Des médias qui se copient l’un l’autre
Ce à quoi on n’échappe pas non plus, c’est au commentaire. Ce n’est ni plus ni moins qu’un « copié/collé » d’un site à l’autre, repris courageusement sans doute du dossier publicitaire de Christie’s. Ils parlent tous en chœur du « cliché noir et blanc » de « l’une des plus belles femmes du monde ». La pose est jugée « de bon goût » ou « chic », « les mains jointes pour cacher son intimité », écrivent-ils sans rire.
Car voilà un bel exemple pour comprendre ce qu’est un euphémisme par métonymie : celle-ci permet ici de désigner « le tout » (l’intimité) pour « la partie » ou "les parties" si on préfère ici : les mots « pubis » ou « sexe » eussent été sans doute malséants et, pour tout dire, pornographiques dans ce contexte.

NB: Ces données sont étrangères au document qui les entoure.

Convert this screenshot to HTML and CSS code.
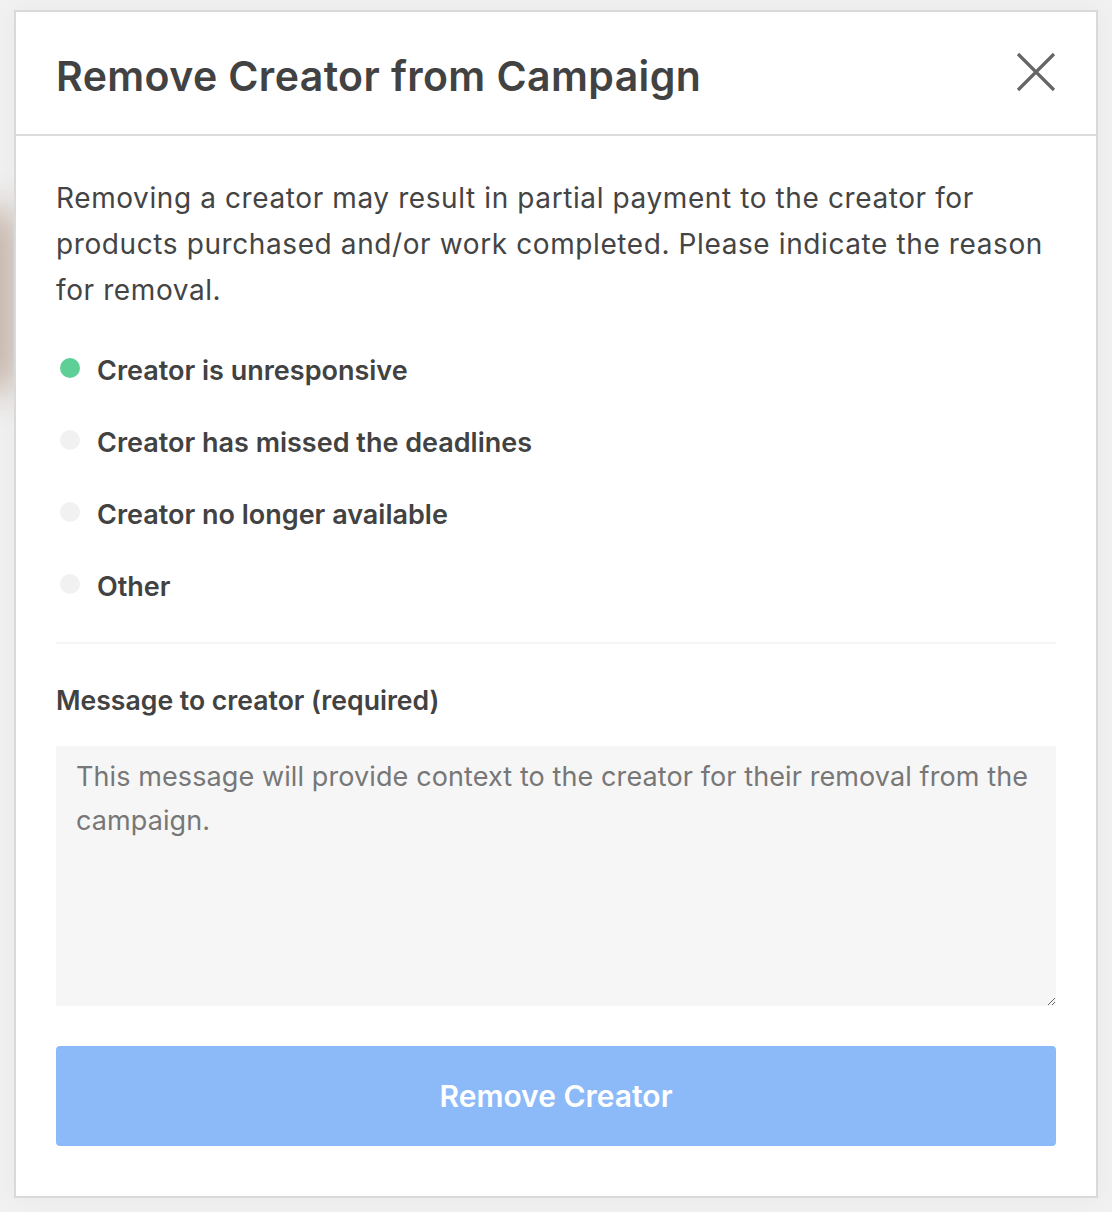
FILE: index.html
```html
<!DOCTYPE html>
<html lang="en">
<head>
<meta charset="utf-8">
<title>Remove Creator from Campaign</title>
<link rel="stylesheet" href="styles.css">
</head>
<body>
<div class="backdrop"></div>
<div class="modal">
  <div class="modal-header">
    <h1 class="modal-title">Remove Creator from Campaign</h1>
    <button class="close-btn" aria-label="Close">
      <svg width="40" height="40" viewBox="0 0 40 40"><path d="M2 2 L38 38 M38 2 L2 38" stroke="#666" stroke-width="3.2" stroke-linecap="butt" fill="none"/></svg>
    </button>
  </div>
  <div class="modal-body">
    <p class="intro">Removing a creator may result in partial payment to the creator for products purchased and/or work completed. Please indicate the reason for removal.</p>
    <ul class="reasons">
      <li class="reason"><span class="dot dot-on"></span><span>Creator is unresponsive</span></li>
      <li class="reason"><span class="dot"></span><span>Creator has missed the deadlines</span></li>
      <li class="reason"><span class="dot"></span><span>Creator no longer available</span></li>
      <li class="reason"><span class="dot"></span><span>Other</span></li>
    </ul>
    <div class="divider"></div>
    <label class="field-label" for="msg">Message to creator (required)</label>
    <textarea id="msg" class="message" placeholder="This message will provide context to the creator for their removal from the campaign."></textarea>
    <button class="submit-btn">Remove Creator</button>
  </div>
</div>
</body>
</html>
```
FILE: styles.css
```css
html, body {
  margin: 0;
  padding: 0;
}
body {
  background: #f1f1f1;
  height: 1212px;
  overflow: hidden;
  font-family: Inter, "Liberation Sans", sans-serif;
  color: #444;
  position: relative;
}
.backdrop {
  position: absolute;
  left: -40px;
  top: 210px;
  width: 56px;
  height: 180px;
  background: #c4b2a6;
  filter: blur(18px);
}
.modal {
  position: relative;
  margin: 10px 0 0 14px;
  width: 1080px;
  height: 1184px;
  background: #fff;
  border: 2px solid #d9d9d9;
  box-shadow: 0 0 30px rgba(0,0,0,0.04);
  display: flex;
  flex-direction: column;
}
.modal-header {
  height: 122px;
  border-bottom: 2px solid #dcdcdc;
  display: flex;
  align-items: center;
  justify-content: space-between;
  padding: 0 40px;
}
.modal-title {
  margin: 6px 0 0 0;
  font-size: 41px;
  font-weight: 600;
  color: #424242;
  letter-spacing: 0.4px;
}
.close-btn {
  background: none;
  border: 0;
  padding: 0;
  width: 40px;
  height: 40px;
  margin-top: -2px;
  cursor: pointer;
}
.close-btn svg { display: block; }
.modal-body {
  padding: 39px 40px 0 40px;
  display: flex;
  flex-direction: column;
}
.intro {
  margin: 0;
  font-size: 28px;
  line-height: 46px;
  letter-spacing: 0.6px;
  color: #444;
}
.reasons {
  list-style: none;
  margin: 21px 0 0 0;
  padding: 0;
}
.reason {
  display: flex;
  align-items: center;
  height: 72px;
  font-size: 27px;
  font-weight: 600;
  color: #424242;
}
.dot {
  width: 20px;
  height: 20px;
  border-radius: 50%;
  background: #f1f1f1;
  margin: -4px 17px 0 4px;
  flex: none;
}
.dot-on { background: #5fcf98; }
.divider {
  margin-top: 20px;
  height: 2px;
  background: #f4f4f4;
}
.field-label {
  margin-top: 36px;
  height: 40px;
  line-height: 40px;
  font-size: 26.6px;
  font-weight: 600;
  color: #424242;
}
.message {
  margin-top: 26px;
  box-sizing: border-box;
  width: 1000px;
  height: 260px;
  background-color: #f6f6f6;
  border: 0;
  padding: 9px 20px;
  font-family: inherit;
  font-size: 27px;
  letter-spacing: 0.1px;
  line-height: 44px;
  color: #444;
  resize: vertical;
  outline: none;
}
.message::placeholder { color: #777; }
.submit-btn {
  margin-top: 40px;
  height: 100px;
  width: 1000px;
  border: 0;
  border-radius: 4px;
  background: #8cb9f7;
  color: #fff;
  font-family: inherit;
  font-size: 30px;
  font-weight: 600;
  cursor: pointer;
}
```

Mais, ce faisant, nos poètes ont-ils vu que leur excès de pruderie tournait à la farce ? Est-il image plus comique que de réduire ainsi l’intimité d’une jeune femme à une peau de chagrin que ses deux seules mains croisées suffisent à cacher ?
Et tous, en grands connaisseurs qu’ils sont de la peinture, ou en simples poseurs, citent d’abondance avec un bel ensemble, tant l’intericonicité s’impose ici selon eux, un tableau de Seurat appelée Les Poseuses, sous prétexte qu’une des trois femmes au milieu du tableau s’offre nue debout avec les mains jointes devant son sexe. Christie’s sait que l’inculte s’agenouille devant l’argument d’autorité.
Des médias jouant les attachés de presse serviles
Car cette intericonicité hasardeuse qui la rapproche vaguement d’une toile d’un peintre reconnu, suffit-elle à faire de cette photo pour adolescent rêveur une œuvre d’art ? La question n’effleure pas les élèves-médias qui, sans honte, copient l’un sur l’autre et se contentent d’assurer la publicité gratuite des commissaires-priseurs de Christie’s. Attendant de la vente plus de 4 000 dollars, ceux-ci se sont bien gardés d’émettre le moindre soupçon qui ferait baisser les enchères, certains que les médias en feraient autant. Et de fait ces derniers ont répété bêtement leurs arguments promotionnels : c’est sûrement par « souci d’objectivité » qu’ils s’interdisent ainsi d’émettre la moindre réserve quand ils ne se font que les attachés de presse serviles d’un groupe de vente aux enchères.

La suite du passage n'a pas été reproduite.